Unnecessary spending on U.S. hospital supply chains has surged by $2.7 billion in the last two years
A Navigant analysis of 2,127 hospitals has found $25.7 billion being spent on unnecessary hospital supply chain spending annually in the U.S.
The figure is a $2.7 billion rise from its previous estimate in 2017, with the average annual supply expense reduction opportunity for individual hospitals jumping 22.6 percent from its 2017 figure to $12.1 million. The analysis also points out discrepancies between top performing health systems and other medical practices.
“Unfortunately supply chains are just not that strong at managing their expenses in healthcare,” Rob Austin, director of health systems for Navigant, told HCB News. “With a lot of margin pressure for hospitals and health systems, they’ve cut a lot of shared services. There has been a lack of investment in both personnel and in tools and capabilities around those areas.”
The $12.1 million in the average annual supply expense reduction opportunity is equivalent to the average annual salaries of 168 registered nurses, 51 primary care physicians or the average cost of 3,100 knee implants.
Those in the top 10-15 percent of well-performing hospitals were found to be adept at managing their supply chains and associated costs, allowing them to create their own group purchasing organizations and distribution centers. They also are taking on more clinicians.
Austin says improving supply chain management at more hospitals requires more quality-of-care conversations. “The thing that really works best is peer-to-peer recommendations from clinicians. Setting up things like physician panels around selecting products that you’re going to use, as opposed to just telling them here is my implant, is really important. Physician panels, sharing data information and just even one-on-one meetings between supply chain people and clinicians.”
The study also seeks to relax concerns that lower supply spending will equate to lower quality care, as higher-performing supply chain departments were found to score better on a pair of Medicare quality programs.
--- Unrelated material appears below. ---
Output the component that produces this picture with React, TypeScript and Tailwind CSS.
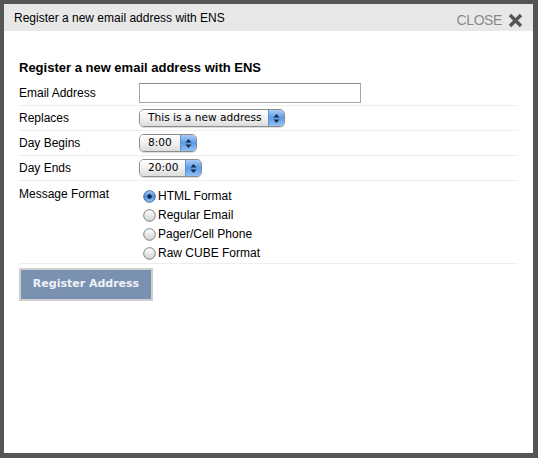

“It seems almost counterintuitive. But what supply chains with lower costs are doing is reducing variability. That means that instead of having, for instance, three or four surgical trades they are going down to two surgical trades,” said Austin. “There are fewer things to be trained on in the OR. There are just fewer products out there. What it does is make it simpler, and so they’re reducing clinical variability because there are fewer variables.”